▼▼▼

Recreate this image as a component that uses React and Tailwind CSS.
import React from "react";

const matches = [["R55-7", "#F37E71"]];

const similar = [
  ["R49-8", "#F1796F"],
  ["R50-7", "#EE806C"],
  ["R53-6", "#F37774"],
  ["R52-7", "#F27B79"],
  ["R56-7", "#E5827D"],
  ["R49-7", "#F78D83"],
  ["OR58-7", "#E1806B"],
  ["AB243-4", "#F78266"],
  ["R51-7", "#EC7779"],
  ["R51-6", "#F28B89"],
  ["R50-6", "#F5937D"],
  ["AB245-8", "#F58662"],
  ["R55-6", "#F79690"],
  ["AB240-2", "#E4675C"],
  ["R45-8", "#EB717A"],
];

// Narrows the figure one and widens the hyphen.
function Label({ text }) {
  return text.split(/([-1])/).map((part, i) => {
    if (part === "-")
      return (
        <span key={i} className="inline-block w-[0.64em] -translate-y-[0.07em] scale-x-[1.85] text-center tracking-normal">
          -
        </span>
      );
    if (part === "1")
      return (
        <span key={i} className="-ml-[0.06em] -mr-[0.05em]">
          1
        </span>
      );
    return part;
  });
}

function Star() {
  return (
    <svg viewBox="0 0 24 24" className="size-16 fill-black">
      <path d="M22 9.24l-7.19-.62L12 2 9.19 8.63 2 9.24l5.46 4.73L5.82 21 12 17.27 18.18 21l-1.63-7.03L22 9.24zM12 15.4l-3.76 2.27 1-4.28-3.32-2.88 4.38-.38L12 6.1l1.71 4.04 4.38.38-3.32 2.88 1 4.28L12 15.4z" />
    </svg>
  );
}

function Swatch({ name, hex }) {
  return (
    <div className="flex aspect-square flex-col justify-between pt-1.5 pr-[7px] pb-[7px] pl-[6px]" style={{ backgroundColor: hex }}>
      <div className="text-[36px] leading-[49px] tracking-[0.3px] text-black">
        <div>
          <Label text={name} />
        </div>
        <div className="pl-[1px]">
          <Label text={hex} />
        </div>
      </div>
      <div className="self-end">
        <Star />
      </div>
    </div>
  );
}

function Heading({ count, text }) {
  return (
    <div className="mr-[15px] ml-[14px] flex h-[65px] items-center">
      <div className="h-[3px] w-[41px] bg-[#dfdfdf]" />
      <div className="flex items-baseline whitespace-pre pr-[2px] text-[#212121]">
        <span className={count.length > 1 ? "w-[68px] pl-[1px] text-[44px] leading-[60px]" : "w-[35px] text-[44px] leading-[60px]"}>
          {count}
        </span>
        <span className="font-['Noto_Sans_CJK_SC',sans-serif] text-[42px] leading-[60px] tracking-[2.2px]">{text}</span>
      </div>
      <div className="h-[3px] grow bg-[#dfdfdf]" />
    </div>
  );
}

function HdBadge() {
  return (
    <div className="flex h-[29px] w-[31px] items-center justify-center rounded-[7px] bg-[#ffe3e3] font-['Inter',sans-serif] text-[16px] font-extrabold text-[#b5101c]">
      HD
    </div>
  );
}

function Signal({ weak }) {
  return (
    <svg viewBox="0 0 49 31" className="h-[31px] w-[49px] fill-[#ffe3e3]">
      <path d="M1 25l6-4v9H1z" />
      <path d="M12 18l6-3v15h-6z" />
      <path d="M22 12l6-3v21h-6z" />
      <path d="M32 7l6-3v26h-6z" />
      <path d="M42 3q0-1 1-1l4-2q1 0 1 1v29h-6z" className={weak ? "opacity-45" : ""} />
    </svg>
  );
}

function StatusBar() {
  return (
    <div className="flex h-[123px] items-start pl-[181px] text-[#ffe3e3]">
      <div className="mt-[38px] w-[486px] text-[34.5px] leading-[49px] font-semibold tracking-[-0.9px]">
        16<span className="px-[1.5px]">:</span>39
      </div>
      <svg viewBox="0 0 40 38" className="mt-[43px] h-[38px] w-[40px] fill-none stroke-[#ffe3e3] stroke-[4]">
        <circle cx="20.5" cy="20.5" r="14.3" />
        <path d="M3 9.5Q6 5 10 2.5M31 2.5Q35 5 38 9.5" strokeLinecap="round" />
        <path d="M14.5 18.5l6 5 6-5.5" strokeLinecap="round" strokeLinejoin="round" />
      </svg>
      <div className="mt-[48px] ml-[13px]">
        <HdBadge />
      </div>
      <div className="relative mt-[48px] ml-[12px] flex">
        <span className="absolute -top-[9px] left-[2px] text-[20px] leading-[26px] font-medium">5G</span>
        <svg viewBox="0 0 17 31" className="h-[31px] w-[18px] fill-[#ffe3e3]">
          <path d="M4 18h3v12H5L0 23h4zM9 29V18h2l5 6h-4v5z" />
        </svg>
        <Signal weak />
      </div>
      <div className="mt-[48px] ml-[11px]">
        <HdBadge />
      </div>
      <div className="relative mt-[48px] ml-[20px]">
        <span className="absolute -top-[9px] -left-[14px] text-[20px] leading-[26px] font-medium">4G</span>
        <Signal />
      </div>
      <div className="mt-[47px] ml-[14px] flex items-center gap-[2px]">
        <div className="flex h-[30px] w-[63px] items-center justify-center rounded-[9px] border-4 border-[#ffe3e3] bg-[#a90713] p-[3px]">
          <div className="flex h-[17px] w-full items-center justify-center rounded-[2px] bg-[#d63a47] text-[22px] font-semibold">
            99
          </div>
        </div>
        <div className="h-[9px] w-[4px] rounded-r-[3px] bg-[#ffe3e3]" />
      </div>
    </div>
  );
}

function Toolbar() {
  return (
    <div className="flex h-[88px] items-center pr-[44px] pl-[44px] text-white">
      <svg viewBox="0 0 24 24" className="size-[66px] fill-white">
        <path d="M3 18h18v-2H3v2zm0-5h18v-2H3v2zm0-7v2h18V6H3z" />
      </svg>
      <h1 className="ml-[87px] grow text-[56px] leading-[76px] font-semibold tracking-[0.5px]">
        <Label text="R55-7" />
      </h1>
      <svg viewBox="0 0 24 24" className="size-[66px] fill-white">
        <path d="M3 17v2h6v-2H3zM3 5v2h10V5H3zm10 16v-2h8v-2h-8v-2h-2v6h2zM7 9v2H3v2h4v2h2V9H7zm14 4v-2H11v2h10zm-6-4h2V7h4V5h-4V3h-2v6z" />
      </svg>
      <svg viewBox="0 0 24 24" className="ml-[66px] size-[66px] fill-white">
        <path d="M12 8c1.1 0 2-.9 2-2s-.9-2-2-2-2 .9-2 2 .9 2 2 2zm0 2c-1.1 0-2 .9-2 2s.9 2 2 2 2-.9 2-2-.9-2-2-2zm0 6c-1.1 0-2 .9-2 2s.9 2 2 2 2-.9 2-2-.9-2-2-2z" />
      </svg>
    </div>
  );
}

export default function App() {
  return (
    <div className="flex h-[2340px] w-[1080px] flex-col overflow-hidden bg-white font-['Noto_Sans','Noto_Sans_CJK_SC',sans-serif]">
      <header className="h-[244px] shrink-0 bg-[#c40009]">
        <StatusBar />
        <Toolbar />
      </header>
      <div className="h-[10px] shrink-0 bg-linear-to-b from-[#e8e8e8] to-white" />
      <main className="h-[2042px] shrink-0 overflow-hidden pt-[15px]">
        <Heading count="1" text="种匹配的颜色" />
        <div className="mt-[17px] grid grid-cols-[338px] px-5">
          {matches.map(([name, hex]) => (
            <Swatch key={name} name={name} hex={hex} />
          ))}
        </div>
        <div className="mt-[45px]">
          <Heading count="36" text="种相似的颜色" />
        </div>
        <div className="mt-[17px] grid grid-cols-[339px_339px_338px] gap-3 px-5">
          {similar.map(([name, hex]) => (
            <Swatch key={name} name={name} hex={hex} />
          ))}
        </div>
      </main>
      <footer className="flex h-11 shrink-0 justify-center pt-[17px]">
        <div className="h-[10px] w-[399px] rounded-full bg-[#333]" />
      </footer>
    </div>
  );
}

▲▲▲

Would you copy out each line exactly as written?

Recreate this image as a component that uses React and Tailwind CSS.
import React from "react";

const matches = [["R55-7", "#F37E71"]];

const similar = [
  ["R49-8", "#F1796F"],
  ["R50-7", "#EE806C"],
  ["R53-6", "#F37774"],
  ["R52-7", "#F27B79"],
  ["R56-7", "#E5827D"],
  ["R49-7", "#F78D83"],
  ["OR58-7", "#E1806B"],
  ["AB243-4", "#F78266"],
  ["R51-7", "#EC7779"],
  ["R51-6", "#F28B89"],
  ["R50-6", "#F5937D"],
  ["AB245-8", "#F58662"],
  ["R55-6", "#F79690"],
  ["AB240-2", "#E4675C"],
  ["R45-8", "#EB717A"],
];

// Narrows the figure one and widens the hyphen.
function Label({ text }) {
  return text.split(/([-1])/).map((part, i) => {
    if (part === "-")
      return (
        <span key={i} className="inline-block w-[0.64em] -translate-y-[0.07em] scale-x-[1.85] text-center tracking-normal">
          -
        </span>
      );
    if (part === "1")
      return (
        <span key={i} className="-ml-[0.06em] -mr-[0.05em]">
          1
        </span>
      );
    return part;
  });
}

function Star() {
  return (
    <svg viewBox="0 0 24 24" className="size-16 fill-black">
      <path d="M22 9.24l-7.19-.62L12 2 9.19 8.63 2 9.24l5.46 4.73L5.82 21 12 17.27 18.18 21l-1.63-7.03L22 9.24zM12 15.4l-3.76 2.27 1-4.28-3.32-2.88 4.38-.38L12 6.1l1.71 4.04 4.38.38-3.32 2.88 1 4.28L12 15.4z" />
    </svg>
  );
}

function Swatch({ name, hex }) {
  return (
    <div className="flex aspect-square flex-col justify-between pt-1.5 pr-[7px] pb-[7px] pl-[6px]" style={{ backgroundColor: hex }}>
      <div className="text-[36px] leading-[49px] tracking-[0.3px] text-black">
        <div>
          <Label text={name} />
        </div>
        <div className="pl-[1px]">
          <Label text={hex} />
        </div>
      </div>
      <div className="self-end">
        <Star />
      </div>
    </div>
  );
}

function Heading({ count, text }) {
  return (
    <div className="mr-[15px] ml-[14px] flex h-[65px] items-center">
      <div className="h-[3px] w-[41px] bg-[#dfdfdf]" />
      <div className="flex items-baseline whitespace-pre pr-[2px] text-[#212121]">
        <span className={count.length > 1 ? "w-[68px] pl-[1px] text-[44px] leading-[60px]" : "w-[35px] text-[44px] leading-[60px]"}>
          {count}
        </span>
        <span className="font-['Noto_Sans_CJK_SC',sans-serif] text-[42px] leading-[60px] tracking-[2.2px]">{text}</span>
      </div>
      <div className="h-[3px] grow bg-[#dfdfdf]" />
    </div>
  );
}

function HdBadge() {
  return (
    <div className="flex h-[29px] w-[31px] items-center justify-center rounded-[7px] bg-[#ffe3e3] font-['Inter',sans-serif] text-[16px] font-extrabold text-[#b5101c]">
      HD
    </div>
  );
}

function Signal({ weak }) {
  return (
    <svg viewBox="0 0 49 31" className="h-[31px] w-[49px] fill-[#ffe3e3]">
      <path d="M1 25l6-4v9H1z" />
      <path d="M12 18l6-3v15h-6z" />
      <path d="M22 12l6-3v21h-6z" />
      <path d="M32 7l6-3v26h-6z" />
      <path d="M42 3q0-1 1-1l4-2q1 0 1 1v29h-6z" className={weak ? "opacity-45" : ""} />
    </svg>
  );
}

function StatusBar() {
  return (
    <div className="flex h-[123px] items-start pl-[181px] text-[#ffe3e3]">
      <div className="mt-[38px] w-[486px] text-[34.5px] leading-[49px] font-semibold tracking-[-0.9px]">
        16<span className="px-[1.5px]">:</span>39
      </div>
      <svg viewBox="0 0 40 38" className="mt-[43px] h-[38px] w-[40px] fill-none stroke-[#ffe3e3] stroke-[4]">
        <circle cx="20.5" cy="20.5" r="14.3" />
        <path d="M3 9.5Q6 5 10 2.5M31 2.5Q35 5 38 9.5" strokeLinecap="round" />
        <path d="M14.5 18.5l6 5 6-5.5" strokeLinecap="round" strokeLinejoin="round" />
      </svg>
      <div className="mt-[48px] ml-[13px]">
        <HdBadge />
      </div>
      <div className="relative mt-[48px] ml-[12px] flex">
        <span className="absolute -top-[9px] left-[2px] text-[20px] leading-[26px] font-medium">5G</span>
        <svg viewBox="0 0 17 31" className="h-[31px] w-[18px] fill-[#ffe3e3]">
          <path d="M4 18h3v12H5L0 23h4zM9 29V18h2l5 6h-4v5z" />
        </svg>
        <Signal weak />
      </div>
      <div className="mt-[48px] ml-[11px]">
        <HdBadge />
      </div>
      <div className="relative mt-[48px] ml-[20px]">
        <span className="absolute -top-[9px] -left-[14px] text-[20px] leading-[26px] font-medium">4G</span>
        <Signal />
      </div>
      <div className="mt-[47px] ml-[14px] flex items-center gap-[2px]">
        <div className="flex h-[30px] w-[63px] items-center justify-center rounded-[9px] border-4 border-[#ffe3e3] bg-[#a90713] p-[3px]">
          <div className="flex h-[17px] w-full items-center justify-center rounded-[2px] bg-[#d63a47] text-[22px] font-semibold">
            99
          </div>
        </div>
        <div className="h-[9px] w-[4px] rounded-r-[3px] bg-[#ffe3e3]" />
      </div>
    </div>
  );
}

function Toolbar() {
  return (
    <div className="flex h-[88px] items-center pr-[44px] pl-[44px] text-white">
      <svg viewBox="0 0 24 24" className="size-[66px] fill-white">
        <path d="M3 18h18v-2H3v2zm0-5h18v-2H3v2zm0-7v2h18V6H3z" />
      </svg>
      <h1 className="ml-[87px] grow text-[56px] leading-[76px] font-semibold tracking-[0.5px]">
        <Label text="R55-7" />
      </h1>
      <svg viewBox="0 0 24 24" className="size-[66px] fill-white">
        <path d="M3 17v2h6v-2H3zM3 5v2h10V5H3zm10 16v-2h8v-2h-8v-2h-2v6h2zM7 9v2H3v2h4v2h2V9H7zm14 4v-2H11v2h10zm-6-4h2V7h4V5h-4V3h-2v6z" />
      </svg>
      <svg viewBox="0 0 24 24" className="ml-[66px] size-[66px] fill-white">
        <path d="M12 8c1.1 0 2-.9 2-2s-.9-2-2-2-2 .9-2 2 .9 2 2 2zm0 2c-1.1 0-2 .9-2 2s.9 2 2 2 2-.9 2-2-.9-2-2-2zm0 6c-1.1 0-2 .9-2 2s.9 2 2 2 2-.9 2-2-.9-2-2-2z" />
      </svg>
    </div>
  );
}

export default function App() {
  return (
    <div className="flex h-[2340px] w-[1080px] flex-col overflow-hidden bg-white font-['Noto_Sans','Noto_Sans_CJK_SC',sans-serif]">
      <header className="h-[244px] shrink-0 bg-[#c40009]">
        <StatusBar />
        <Toolbar />
      </header>
      <div className="h-[10px] shrink-0 bg-linear-to-b from-[#e8e8e8] to-white" />
      <main className="h-[2042px] shrink-0 overflow-hidden pt-[15px]">
        <Heading count="1" text="种匹配的颜色" />
        <div className="mt-[17px] grid grid-cols-[338px] px-5">
          {matches.map(([name, hex]) => (
            <Swatch key={name} name={name} hex={hex} />
          ))}
        </div>
        <div className="mt-[45px]">
          <Heading count="36" text="种相似的颜色" />
        </div>
        <div className="mt-[17px] grid grid-cols-[339px_339px_338px] gap-3 px-5">
          {similar.map(([name, hex]) => (
            <Swatch key={name} name={name} hex={hex} />
          ))}
        </div>
      </main>
      <footer className="flex h-11 shrink-0 justify-center pt-[17px]">
        <div className="h-[10px] w-[399px] rounded-full bg-[#333]" />
      </footer>
    </div>
  );
}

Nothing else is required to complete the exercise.